Se défaire d’un endoctrinement prend du temps. Comment cela s’est passé pour vous?
Oui, il a fallu des années. Après la séparation, je suis revenue à Rouen. J’ai fait une dépression. J’ai perdu la garde de mes enfants pendant deux ans. Il me fallait un logement et donc un travail. J’ai ôté mon voile pour avoir plus de chance d’être embauchée. Et j’ai fait de multiples petits boulots. C’était la première fois de ma vie que je gagnais de l’argent par moi-même. J’ai remonté la pente, j’ai pris confiance et la juge m’a redonné la garde de mes enfants. J’ai été acceptée pour une formation de greffière qui a duré 18 mois. Fonctionnaire, c’était la sécurité. De joie, de confiance, j’ai ôté mon voile. Puis, cela s’est mal passé, on a voulu me muter en Martinique. Pendant quelques jours, j’ai remis mon voile en me disant que ce pays ne voulait pas de moi. Mais, à y réfléchir, je me suis dit que je n’allais pas faire ce cadeau aux intégristes, ainsi qu’à ceux qui m’avaient écartée professionnellement. En mars 2015, j’ai créé mon association, "Libératrices", pour aider les femmes à s’émanciper.

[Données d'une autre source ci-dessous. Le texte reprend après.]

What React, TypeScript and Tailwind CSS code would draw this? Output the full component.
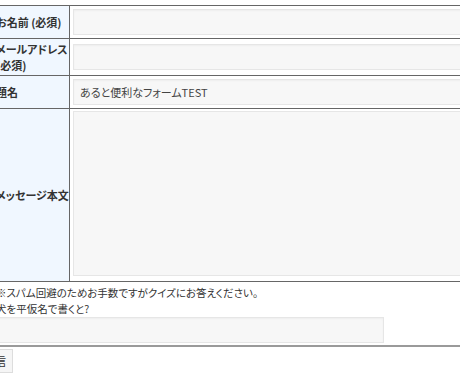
const FONT = { fontFamily: '"Noto Sans CJK JP", "Noto Sans", sans-serif' }

const inputCls =
  'block w-full h-[26px] border border-[#e6e6e6] bg-[#f7f7f7] px-[6px] text-[11px] text-[#444] shadow-[inset_0_1px_2px_rgba(0,0,0,0.04)] outline-none'

function Row({ label, children, tall }: { label: React.ReactNode; children: React.ReactNode; tall?: boolean }) {
  return (
    <div className="grid grid-cols-[84px_1fr] border-t border-[#666]">
      <div className="flex items-center whitespace-nowrap border-r border-[#666] bg-[#f0f7ff] py-[2px] pl-[10px] text-[11px] font-bold leading-4 text-[#333]">
        {label}
      </div>
      <div className={tall ? 'pb-[5px] pl-[3px] pt-[2px]' : 'flex items-center py-[3px] pl-[3px]'}>{children}</div>
    </div>
  )
}

export default function App() {
  return (
    <div className="h-[380px] w-[460px] overflow-hidden bg-white [font-feature-settings:'palt']" style={FONT}>
      <div className="-ml-[14px] w-[500px] pt-[5px]">
        {/* ── Form table ─────────────────────────────── */}
        <Row label="お名前 (必須)">
          <input className={inputCls} />
        </Row>
        <Row label={<span>メールアドレス<br />(必須)</span>}>
          <input className={inputCls} />
        </Row>
        <Row label="題名">
          <input className={inputCls} defaultValue="あると便利なフォームTEST" />
        </Row>
        <Row label="メッセージ本文" tall>
          <textarea className="block h-[165px] w-full resize-none border border-[#e6e6e6] bg-[#f7f7f7] outline-none" />
        </Row>

        {/* ── Quiz ───────────────────────────────────── */}
        <div className="border-b-2 border-t border-b-[#9a9a9a] border-t-[#666] pb-[2px] pl-[10px] pt-[3px] text-[10.5px] leading-4 text-[#333]">
          <p>※スパム回避のためお手数ですがクイズにお答えください。</p>
          <p>犬を平仮名で書くと?</p>
          <input className={inputCls + ' !w-[388px]'} />
        </div>

        <button className="ml-[-9px] mt-[1px] h-[24px] border border-[#ddd] bg-[#f5f5f5] px-[6px] text-[11px] text-[#333]">
          送信
        </button>
      </div>
    </div>
  )
}
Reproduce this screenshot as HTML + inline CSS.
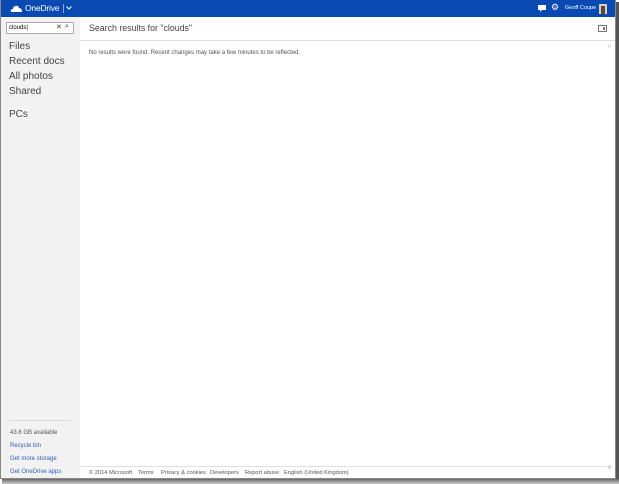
<!DOCTYPE html>
<html><head><style>
*{margin:0;padding:0;box-sizing:border-box}
body{width:619px;height:484px;position:relative;overflow:hidden;background:#fff;font-family:"Liberation Sans",sans-serif}
.frame{position:absolute;left:0;top:0;width:616px;height:479px;border:1px solid #888;border-top:none;overflow:hidden;background:#fff}
.shr{position:absolute;left:616px;top:2px;width:3px;height:482px;background:#555}
.shb{position:absolute;left:2px;top:479px;width:617px;height:5px;background:linear-gradient(#666,#ccc)}
.hdr{position:absolute;left:0;top:0;width:616px;height:17px;background:#094ab2;color:#fff}
.side{position:absolute;left:0;top:17px;width:79px;height:462px;background:#f2f2f2}
.t{position:absolute;white-space:nowrap}
.nav{font-size:10px;color:#444;left:8px}
.lk{font-size:6px;color:#2b5fb8;left:9px}
.ft{position:absolute;top:466px;left:79px;width:527px;border-top:1px solid #e0e0e0;height:13px}
.ft span{position:absolute;top:3px;font-size:5.7px;color:#555;white-space:nowrap}
</style></head><body>
<div class="frame">
<div class="hdr">
<svg style="position:absolute;left:9px;top:5px" width="13" height="7" viewBox="0 0 13 7"><path d="M1 7 Q0 4 3 4 Q3 1 6 1 Q8 0 9 3 Q12 3 12 7Z" fill="#fff"/></svg>
<div class="t" style="left:24px;top:3px;font-size:8.5px;letter-spacing:-0.2px">OneDrive</div>
<div style="position:absolute;left:62px;top:4px;width:1px;height:9px;background:#8aa6d8"></div>
<svg style="position:absolute;left:65px;top:6px" width="6" height="4"><path d="M0.5 0.5 L3 3 L5.5 0.5" stroke="#fff" fill="none"/></svg>
<svg style="position:absolute;left:537px;top:5px" width="8" height="7"><path d="M0 0h8v5H4L2 7V5H0z" fill="#fff"/></svg>
<div class="t" style="left:550px;top:2px;font-size:9px">⚙</div>
<div class="t" style="left:564px;top:5px;font-size:5.5px">Geoff Coupe</div>
<div style="position:absolute;left:598px;top:4px;width:8px;height:10px;background:#d8cfc0"><div style="margin:2px 2px;width:4px;height:8px;background:#5b4a3c"></div></div>
</div>
<div class="side">
<div style="position:absolute;left:5px;top:5px;width:68px;height:12px;background:#fff;border:1px solid #aaa"></div>
<div class="t" style="left:8px;top:8px;font-size:6px;color:#000">clouds|</div>
<div class="t" style="left:55px;top:6px;font-size:7px;color:#333">✕</div>
<div class="t" style="left:64px;top:6px;font-size:7px;color:#333">⌕</div>
<div class="t nav" style="top:24px">Files</div>
<div class="t nav" style="top:39px">Recent docs</div>
<div class="t nav" style="top:54px">All photos</div>
<div class="t nav" style="top:69px">Shared</div>
<div class="t nav" style="top:92px">PCs</div>
<div style="position:absolute;left:9px;top:403px;width:61px;border-top:1px solid #ddd"></div>
<div class="t" style="left:9px;top:413px;font-size:6px;color:#555">43.6 GB available</div>
<div class="t lk" style="top:426px">Recycle bin</div>
<div class="t lk" style="top:439px">Get more storage</div>
<div class="t lk" style="top:452px">Get OneDrive apps</div>
</div>
<div class="t" style="left:88px;top:23px;font-size:8.8px;color:#444">Search results for "clouds"</div>
<div style="position:absolute;left:597px;top:25px;width:9px;height:7px;border:1px solid #777"><div style="position:absolute;right:1px;top:1px;width:2px;height:3px;background:#777"></div></div>
<div style="position:absolute;left:79px;top:40px;width:537px;border-top:1px solid #ddd"></div>
<div class="t" style="left:88px;top:50px;font-size:6px;color:#555">No results were found. Recent changes may take a few minutes to be reflected.</div>
<div class="t" style="left:607px;top:45px;font-size:7px;color:#bbb">^</div>
<div class="t" style="left:607px;top:465px;font-size:6px;color:#999">v</div>
<div class="ft">
<span style="left:9px">© 2014 Microsoft</span><span style="left:58px">Terms</span><span style="left:81px">Privacy &amp; cookies</span><span style="left:130px">Developers</span><span style="left:165px">Report abuse</span><span style="left:204px">English (United Kingdom)</span>
</div>
</div>
<div class="shr"></div><div class="shb"></div>
</body></html>
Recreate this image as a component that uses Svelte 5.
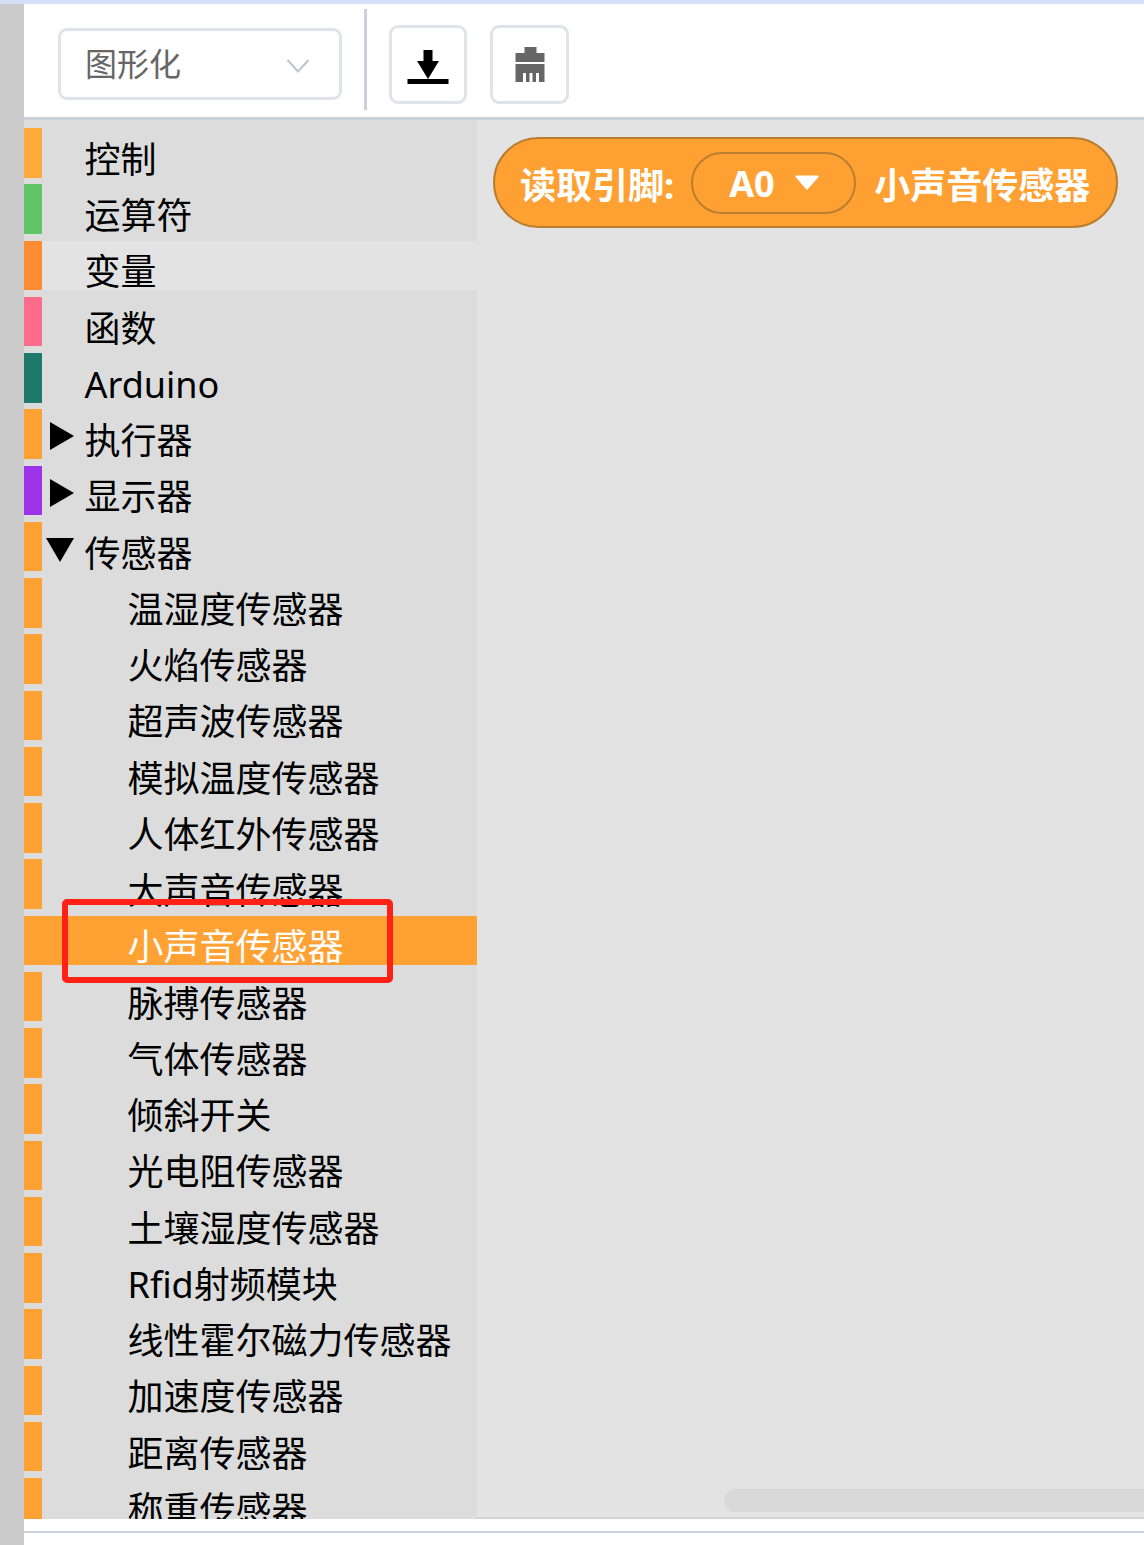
<script>
  const CJK = '#ffa233';
  const rows = [
    { label: '控制', color: '#ffab3b' },
    { label: '运算符', color: '#61c467' },
    { label: '变量', color: '#ff8c33', hover: true },
    { label: '函数', color: '#ff6b8b' },
    { label: 'Arduino', color: '#1f7a6b' },
    { label: '执行器', color: CJK, arrow: 'right' },
    { label: '显示器', color: '#9c33e8', arrow: 'right' },
    { label: '传感器', color: CJK, arrow: 'down' },
    ...['温湿度传感器','火焰传感器','超声波传感器','模拟温度传感器','人体红外传感器','大声音传感器','小声音传感器','脉搏传感器','气体传感器','倾斜开关','光电阻传感器','土壤湿度传感器','Rfid射频模块','线性霍尔磁力传感器','加速度传感器','距离传感器','称重传感器']
      .map((label) => ({ label, color: CJK, sub: true, selected: label === '小声音传感器' }))
  ];
</script>

<div class="page">
  <div class="topline"></div>
  <div class="frame">
    <div class="rail"></div>
    <div class="content">
      <header class="toolbar">
        <div class="select">
          <span class="select-text">图形化</span>
          <svg class="chev" width="24" height="16" viewBox="0 0 24 16"><path d="M1.500 2 L12 13.500 L22.500 2" fill="none" stroke="#c0c4cc" stroke-width="2"/></svg>
        </div>
        <div class="divider"></div>
        <button class="tool first" aria-label="下载">
          <svg width="42" height="36" viewBox="0 0 42 36"><path d="M16.500 0 H25.500 V11 H32 L21 29 L10 11 H16.500 Z M0.500 29 H41.500 V34 H0.500 Z" fill="#000"/></svg>
        </button>
        <button class="tool brush" aria-label="清除">
          <svg width="30" height="36" viewBox="0 0 30 36"><path d="M9.500 0 H21.500 V6 H29.500 V15 H0.500 V6 H9.500 Z M0.500 17 H29.500 V35 H24 V26 H21 V35 H17.500 V26 H14.500 V35 H11 V26 H8 V35 H0.500 Z" fill="#666"/></svg>
        </button>
      </header>
      <div class="work">
        <nav class="tree">
          {#each rows as row}
            <div class="row" class:hover={row.hover} class:selected={row.selected} class:sub={row.sub}>
              <i class="bar" style="background:{row.color}"></i>
              {#if row.arrow === 'right'}
                <svg class="arrow" width="26" height="30" viewBox="0 0 26 30"><path d="M1 1 L25 15 L1 29 Z" fill="#000"/></svg>
              {:else if row.arrow === 'down'}
                <svg class="arrow down" width="30" height="26" viewBox="0 0 30 26"><path d="M1 1 H29 L15 25 Z" fill="#000"/></svg>
              {/if}
              <span class="label">{row.label}</span>
            </div>
          {/each}
        </nav>
        <main class="canvas">
          <div class="block">
            <span class="block-text">读取引脚:</span>
            <div class="pin">
              <span class="block-text">A0</span>
              <svg width="26" height="15" viewBox="0 0 26 15"><path d="M2.500 1.500 H23.500 L13 13.500 Z" fill="#fff" stroke="#fff" stroke-width="2" stroke-linejoin="round"/></svg>
            </div>
            <span class="block-text">小声音传感器</span>
          </div>
          <div class="scroll"></div>
        </main>
      </div>
      <div class="foot"></div>
    </div>
  </div>
  <div class="mark"></div>
</div>

<style>
  :global(body) { margin: 0; background: #fff; }
  .page {
    position: relative;
    width: 1144px;
    height: 1545px;
    overflow: hidden;
    font-family: "Noto Sans", "Noto Sans CJK SC", sans-serif;
    display: flex;
    flex-direction: column;
  }
  .topline { height: 4px; background: #d3e0f6; flex: none; }
  .frame { flex: 1; display: flex; min-height: 0; }
  .rail { width: 24px; background: #cbcbcb; flex: none; }
  .content { flex: 1; display: flex; flex-direction: column; min-width: 0; }
  .toolbar {
    height: 113px;
    flex: none;
    background: #fff;
    border-bottom: 3px solid #c9d2db;
    display: flex;
    align-items: center;
    padding-left: 34px;
  }
  .select {
    width: 284px;
    height: 72px;
    box-sizing: border-box;
    border: 3px solid #dfe3ea;
    border-radius: 9px;
    display: flex;
    align-items: center;
    justify-content: space-between;
    padding: 0 29px 0 24px;
    margin-top: 6px;
    color: #666;
    font-size: 32px;
  }
  .select-text { position: relative; top: -2px; }
  .chev { margin-top: 4px; }
  .divider { width: 3px; height: 101px; background: #c9d2db; margin: -2px 22px 0; }
  .tool {
    width: 78px;
    height: 79px;
    box-sizing: border-box;
    background: #fff;
    border: 3px solid #dfe3ea;
    border-radius: 9px;
    padding: 0;
    display: flex;
    align-items: center;
    justify-content: center;
    margin-top: 7px;
  }
  .tool svg { margin-top: 8px; }
  .tool.first { margin-right: 23px; }
  .tool.brush { width: 79px; }
  .tool.brush svg { margin-top: 2px; }
  .work { height: 1399px; flex: none; display: flex; min-height: 0; }
  .tree {
    width: 453px;
    flex: none;
    background: #dcdcdc;
    padding-top: 8px;
    box-sizing: border-box;
    overflow: hidden;
  }
  .row {
    height: 49.500px;
    margin-bottom: 6.750px;
    display: flex;
    align-items: center;
    position: relative;
    font-size: 36px;
    color: #000;
    white-space: nowrap;
  }
  .row.hover { background: #e3e3e3; }
  .row.selected { background: #ffa233; color: #fff; }
  .bar { width: 18px; align-self: stretch; flex: none; }
  .label { margin-left: 42.500px; line-height: 1; position: relative; top: 7px; }
  .row.sub .label { margin-left: 85.500px; }
  .arrow { position: absolute; left: 25px; top: 12px; }
  .arrow.down { left: 21px; top: 15px; }
  .canvas { flex: 1; position: relative; background: #e3e3e3; border-bottom: 2px solid #d2d2d2; padding: 17px 0 0 17px; box-sizing: border-box; }
  .block {
    width: 625px;
    height: 91px;
    margin-left: -1px;
    box-sizing: border-box;
    background: #ffa033;
    border: 2.500px solid #bb7e30;
    border-radius: 45.500px;
    display: flex;
    align-items: center;
    padding-left: 25px;
    color: #fff;
    font-size: 36px;
    font-weight: 700;
    white-space: nowrap;
  }
  .block-text { position: relative; top: 1px; }
  .pin {
    width: 165px;
    height: 62px;
    box-sizing: border-box;
    border: 2.500px solid #bb7e30;
    border-radius: 31px;
    display: flex;
    align-items: center;
    padding-left: 36px;
    margin: 0 18px 0 17px;
    gap: 19px;
  }
  .scroll {
    position: absolute;
    left: 247px;
    right: 0;
    bottom: 5px;
    height: 23px;
    background: #d9d9d9;
    border-radius: 12px 0 0 12px;
  }
  .foot { flex: 1; background: #fff; border-bottom: 2px solid #c9d2db; margin-bottom: 12px; }
  .mark {
    position: absolute;
    left: 62px;
    top: 899px;
    width: 331px;
    height: 84px;
    box-sizing: border-box;
    border: 6px solid #ff2016;
    border-radius: 5px;
  }
</style>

Mais le déclic absolu, cela a été le Bataclan, en novembre 2015. Ce fut un électrochoc. A ce moment, j’avais encore quelques idées du salafisme en moi. A partir de ces attentats, c’était terminé, je ne voulais plus en entendre parler. Et j’ai mis en ligne, sur ma page Facebook, deux photos de moi. L’une du temps de mon voile intégral, l’autre sans voile. Avec comme message: "A 20 ans, j’étais jeune et salafiste. A 39 ans, je suis une femme musulmane libre. Henda". Cela a provoqué d’innombrables réactions, un buzz. Un éditeur m’a contactée. Et j’ai écrit "J’ai choisi d’être libre".